Donations in memory of Dr. Moe Bergman can be made to the Department of Communication Disorders, Tel Aviv University, Ramat Aviv, Israel.
Thanks for writing this article about the wonderful Moe Bergman. And recalling the difficult times these pioneers experienced as they struggled to provide rehabilitation services. For they contrived out of whole cloth, as you mentioned, the bases of what eventually became our profession. Having spent my career in the hearing aid industry, I am particularly impressed by their struggles in trying to develop procedures for fitting aids. If one goes back and reads the issues (during the WWII years )of the Volta Review (possibly the lone journal besides JASA to report about progress in the service rehab hospitals), one is struck by the different hearing aid fitting approaches each clinic used. The Carhart comparative method was not universally used by all to select amplification, as one might assume. The clinicians had only hazy ideas about the relation between gain and output, thresholds, MCL and UCL, and little or no ability to modify the response. Instead, they had to substitute, one after the other, microphones, receivers, batteries and amplifiers, the separate parts of the old carbon hearing aids, in order to find an acceptable combination of components. Prescription formulas were unknown, and speech testing, as often as not, was conducted with uncalibrated equipment using undocumented and crude speech tests. Yet they managed to begin sorting out what worked and what didn’t, paving the way for the future of our profession.
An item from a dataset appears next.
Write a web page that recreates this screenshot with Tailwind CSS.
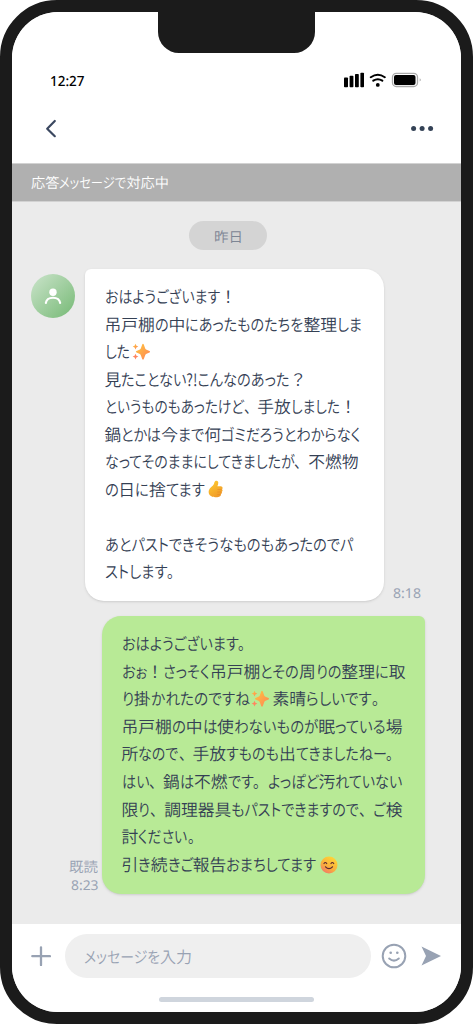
<!DOCTYPE html>
<html lang="ja">
<head>
<meta charset="utf-8">
<title>トーク</title>
<script src="https://cdn.jsdelivr.net/npm/@tailwindcss/browser@4"></script>
</head>
<body class="w-[473px] h-[1024px] overflow-hidden bg-white font-['Noto_Sans_CJK_JP',sans-serif] font-[350] [text-rendering:geometricPrecision]">
<svg class="absolute" width="0" height="0">
  <defs>
    <linearGradient id="gold" x1="0" y1="0" x2="1" y2="1"><stop offset="0" stop-color="#ffc83d"/><stop offset="1" stop-color="#ff8257"/></linearGradient>
    <linearGradient id="thumb" x1="0" y1="0" x2=".6" y2="1"><stop offset="0" stop-color="#ffd02e"/><stop offset="1" stop-color="#f09a2a"/></linearGradient>
    <linearGradient id="face" x1=".8" y1="0" x2=".2" y2="1"><stop offset="0" stop-color="#ffd836"/><stop offset=".6" stop-color="#f9ae3c"/><stop offset="1" stop-color="#f2706c"/></linearGradient>
    <symbol id="sparkles" viewBox="0 0 18 18"><g fill="url(#gold)"><path d="M10.200 1.500q.8-1.500 1.600 0l1.400 3.900q.4 1 1.400 1.400l2.900 1.300q1.200.7 0 1.400l-2.900 1.300q-1 .4-1.400 1.400l-1.400 3.900q-.8 1.500-1.600 0l-1.400-3.900q-.4-1-1.400-1.400l-2.900-1.300q-1.200-.7 0-1.400l2.900-1.300q1-.4 1.400-1.400z"/><path d="M3.500.8l.9 1.900 1.900.9-1.900.9-.9 1.900-.9-1.900L.7 3.600l1.900-.9z"/></g><path fill="#ff8660" d="M3.500 10.700l.9 2 2 .9-2 .9-.9 2-.9-2-2-.9 2-.9z"/></symbol>
    <symbol id="thumbsup" viewBox="0 0 15 18"><path fill="url(#thumb)" d="M7.300 1C8.700.1 10.300.9 10.300 2.600c0 1.300-.4 2.600-.9 3.700h3.300c1.900 0 2.400 2 1.300 2.900.8.800.7 2.100-.3 2.600.5.900.2 1.900-.8 2.300.2 1.300-.5 2.300-1.700 2.600-2.800.8-6.200.9-8.300-.6C.8 14.600.3 12.400.9 10.300 1.600 7.700 4.800 6.500 5.800 4.300 6.300 3.200 6.300 1.800 7.300 1z"/><path fill="none" stroke="#e68a22" stroke-width=".6" d="M9.500 9.500h4M9.300 12h4M9.300 14.500h3"/></symbol>
    <symbol id="blush" viewBox="0 0 18 18"><circle cx="9" cy="9" r="8.500" fill="url(#face)"/><g fill="none" stroke="#5c2a32" stroke-width="1.200" stroke-linecap="round"><path d="M4 7.500q1.300-2 2.700 0M11 7.500q1.300-2 2.700 0M5.500 10.800q3.500 3.700 7 0"/></g></symbol>
  </defs>
</svg>
<div class="relative w-[473px] h-[1024px] rounded-[57px] border-12 border-[#1b1b1b] bg-[#1b1b1b]">
  <div class="absolute z-10 left-[146px] -top-px w-[157px] h-[42px] rounded-b-[21px] bg-[#1b1b1b]"></div>
  <main class="flex h-[1000px] w-[449px] flex-col overflow-hidden rounded-[46px] bg-[#ebebeb]">
    <header class="h-[151px] shrink-0 bg-white">
      <div class="flex h-[138px] flex-col pt-[58px]">
        <div class="flex h-5 items-center justify-between pl-[38px] pr-[39px]">
          <span class="ln pt-0.5 text-[14px] font-medium text-black font-['Noto_Sans',sans-serif]" data-w="34.500">12:27</span>
          <svg width="78" height="16" viewBox="0 0 78 16"><g><rect x="0" y="5.500" width="4" height="9.700" rx=".8"/><rect x="5.600" y="3.800" width="3.800" height="11.400" rx=".8"/><rect x="11" y="2" width="3.800" height="13.200" rx=".8"/><rect x="16.400" y=".8" width="3.600" height="14.400" rx=".8"/></g><g fill="none" stroke="#000" stroke-width="2" stroke-linecap="round"><path d="M26.800 5.200q7-4.800 14 0M29.300 8.700q4.500-3 9 0"/></g><circle cx="33.800" cy="12.900" r="1.900"/><rect x="48.500" y="1.300" width="25" height="13.200" rx="3.800" fill="none" stroke="#aaa" stroke-width="1.300"/><rect x="50" y="3" width="21.500" height="10" rx="2"/><path d="M75.700 6.200q2.200 1.700 0 3.400z" fill="#aaa"/></svg>
        </div>
        <div class="mt-[26px] flex h-6 items-center justify-between pl-[32px] pr-[27px]">
          <svg width="14" height="20" viewBox="0 0 14 20" fill="none" stroke="#3b4860" stroke-width="2.200" stroke-linecap="round" stroke-linejoin="round"><path d="M10.800 3L3.200 10.700l7.600 7.500"/></svg>
          <svg width="24" height="8" viewBox="0 0 24 8" fill="#344256"><circle cx="3.600" cy="4.500" r="2.500"/><circle cx="12.100" cy="4.500" r="2.500"/><circle cx="20.600" cy="4.500" r="2.500"/></svg>
        </div>
      </div>
    </header>
    <div class="flex h-[38.500px] shrink-0 items-center border-y border-[#d2d2d2] bg-[#b0b0b0] pl-[19px] text-[14.200px] text-white"><span class="ln pt-0.5" data-w="138">応答メッセージで対応中</span></div>
    <section class="flex flex-1 flex-col text-[#344054]">
      <div class="mt-[19.500px] ml-[177px] flex h-[29px] w-[78px] items-center justify-center rounded-full bg-[#d4d4d4] text-[14px] text-[#7d8594]"><span class="ln pt-[3px]" data-w="29">昨日</span></div>
      <div class="mt-[19px] flex pl-[19px]">
        <div class="mt-[5px] flex size-[44px] shrink-0 items-center justify-center rounded-full bg-linear-to-br from-[#cbe4cb] to-[#75b975]"><svg width="18" height="18" viewBox="0 0 18 18"><circle cx="9" cy="5.300" r="3.700" fill="#fff"/><path d="M1.800 16c1.200-7 13.200-7 14.400 0" fill="none" stroke="#fff" stroke-width="2.100" stroke-linecap="round"/></svg></div>
        <div class="ml-[10px] h-[332px] w-[299px] shrink-0 rounded-[19px] rounded-tl-[6px] bg-white pl-[19.500px] pt-[14px] text-[16.800px] leading-[27.500px] shadow-sm">
          <p class="h-[27.500px]"><span class="ln" data-w="132">おはようございます！</span></p>
          <p class="h-[27.500px]"><span class="ln" data-w="257.500">吊戸棚の中にあったものたちを整理しま</span></p>
          <p class="flex h-[27.500px] items-center"><span class="ln" data-w="25">した</span><svg class="ml-[2px]" width="18" height="18"><use href="#sparkles"/></svg></p>
          <p class="h-[27.500px]"><span class="ln" data-w="202">見たことない?!こんなのあった？</span></p>
          <p class="h-[27.500px]"><span class="ln" data-w="252">というものもあったけど、手放しました！</span></p>
          <p class="h-[27.500px]"><span class="ln" data-w="256">鍋とかは今まで何ゴミだろうとわからなく</span></p>
          <p class="h-[27.500px]"><span class="ln" data-w="254">なってそのままにしてきましたが、不燃物</span></p>
          <p class="flex h-[27.500px] items-center"><span class="ln" data-w="100">の日に捨てます</span><svg class="ml-[4px]" width="15" height="18"><use href="#thumbsup"/></svg></p>
          <p class="h-[27.500px]"></p>
          <p class="h-[27.500px]"><span class="ln" data-w="248.500">あとパストできそうなものもあったのでパ</span></p>
          <p class="h-[27.500px]"><span class="ln" data-w="77">ストします。</span></p>
        </div>
        <span class="ml-[9px] self-end font-['Noto_Sans',sans-serif] font-normal text-[13.500px] leading-[16px] text-[#98a2b3]"><span class="ln" data-w="28">8:18</span></span>
      </div>
      <div class="mt-[15px] flex pl-[56px]">
        <div class="flex w-[30px] shrink-0 flex-col items-end self-end text-[14px] leading-[18px] text-[#98a2b3]"><span class="ln pt-px" data-w="29">既読</span><span class="ln font-['Noto_Sans',sans-serif] font-normal text-[13.500px]" data-w="27.500">8:23</span></div>
        <div class="ml-[4px] h-[278px] w-[322.500px] shrink-0 rounded-[19px] rounded-tr-[6px] bg-[#b8ea96] pl-[19.500px] pt-[14px] text-[16.800px] leading-[27.600px] shadow-sm">
          <p class="h-[27.600px]"><span class="ln" data-w="131">おはようございます。</span></p>
          <p class="h-[27.600px]"><span class="ln" data-w="284">おぉ！さっそく吊戸棚とその周りの整理に取</span></p>
          <p class="flex h-[27.600px] items-center"><span class="ln" data-w="128">り掛かれたのですね</span><svg class="ml-[2px] mr-[3px]" width="18" height="18"><use href="#sparkles"/></svg><span class="ln" data-w="114">素晴らしいです。</span></p>
          <p class="h-[27.600px]"><span class="ln" data-w="281">吊戸棚の中は使わないものが眠っている場</span></p>
          <p class="h-[27.600px]"><span class="ln" data-w="279">所なので、手放すものも出てきましたねー。</span></p>
          <p class="h-[27.600px]"><span class="ln" data-w="281">はい、鍋は不燃です。よっぽど汚れていない</span></p>
          <p class="h-[27.600px]"><span class="ln" data-w="281">限り、調理器具もパストできますので、ご検</span></p>
          <p class="h-[27.600px]"><span class="ln" data-w="80">討ください。</span></p>
          <p class="flex h-[27.600px] items-center"><span class="ln" data-w="195">引き続きご報告おまちしてます</span><svg class="ml-[4px]" width="18" height="18"><use href="#blush"/></svg></p>
        </div>
      </div>
    </section>
    <footer class="h-[88px] shrink-0 bg-white pt-[10px]">
      <div class="flex h-11 items-center pl-[19px]">
        <svg width="20" height="20" viewBox="0 0 20 20" stroke="#98a2b3" stroke-width="2.300" stroke-linecap="round"><path d="M10 1.300v17.800M1.300 10.200h17.600"/></svg>
        <div class="ml-[14px] flex h-11 w-[306px] items-center rounded-full bg-[#efefef] pl-[19px] text-[16px] text-[#98a2b3]"><span class="ln" data-w="108">メッセージを入力</span></div>
        <svg class="ml-[10px]" width="26" height="26" viewBox="0 0 26 26" fill="none" stroke="#98a2b3" stroke-width="2"><circle cx="13" cy="13" r="11.300"/><path d="M8.200 15.500q4.800 4.300 9.600 0" stroke-linecap="round"/><g fill="#98a2b3" stroke="none"><circle cx="9.700" cy="9.700" r="1.300"/><circle cx="16.300" cy="9.700" r="1.300"/></g></svg>
        <svg class="ml-[13px]" width="22" height="22" viewBox="0 0 22 22" fill="#98a2b3"><path d="M1.500 1.500L21 11 1.500 20.500 6 11z"/></svg>
      </div>
      <div class="ml-[147px] mt-[19px] h-[5px] w-[155px] rounded-full bg-[#cfd5dd]"></div>
    </footer>
  </main>
</div>
<script>
// Sets kana narrower than kanji so that every line fills its given width.
const lines = [...document.querySelectorAll('.ln')].map(line => {
  const runs = line.textContent.match(/[ぁ-んァ-ヶー?!]+|[、。]|[^ぁ-んァ-ヶー?!、。]+/g);
  line.textContent = '';
  line.style.whiteSpace = 'nowrap';
  line.style.display = 'inline-flex';
  const parts = runs.map(t => {
    const s = document.createElement('span');
    const g = document.createElement('span');
    g.textContent = t;
    s.append(g);
    s.style.flex = 'none';
    const kana = /[ぁ-んァ-ヶー]/.test(t);
    if (kana) g.style.fontFeatureSettings = '"palt"';
    g.style.display = 'inline-block';
    g.style.transformOrigin = '0 50%';
    line.append(s);
    return { s, g, narrow: kana || /[、。]/.test(t) };
  });
  return { parts, target: Number(line.dataset.w) };
});
function fit() {
  lines.forEach(({ parts, target }) => {
    parts.forEach(p => { p.g.style.transform = 'none'; p.s.style.width = 'auto'; });
    parts.forEach(p => p.w = p.g.getBoundingClientRect().width);
    const sum = list => list.reduce((a, p) => a + p.w, 0);
    const narrow = sum(parts.filter(p => p.narrow));
    const wide = sum(parts.filter(p => !p.narrow));
    const k = narrow ? (target - wide) / narrow : target / wide;
    parts.forEach(p => {
      if (narrow && !p.narrow) return;
      p.s.style.width = p.w * k + 'px';
      p.g.style.transform = `scaleX(${k})`;
    });
  });
}
fit();
addEventListener('load', fit);
document.fonts.ready.then(fit);
// The runs change size when the stylesheet arrives.
const watch = new ResizeObserver(fit);
lines.forEach(l => l.parts.forEach(p => watch.observe(p.g)));
</script>
</body>
</html>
Dr Bergman was always an enthusiastic proponent of amplification, even during times when many in our profession kept their distance. I visited him in Israel in the early 1990s and fitted him with bilateral IROS aids for his high frequency loss. He was lively, interesting, full of stories and looking into the future. Just a very great,inspiring and welcoming person in all respects.
Dear Mr. Traynor/Bob,
Thank you for your generous and highly laudatory article about my father. I know he would have been as pleased by it as I am.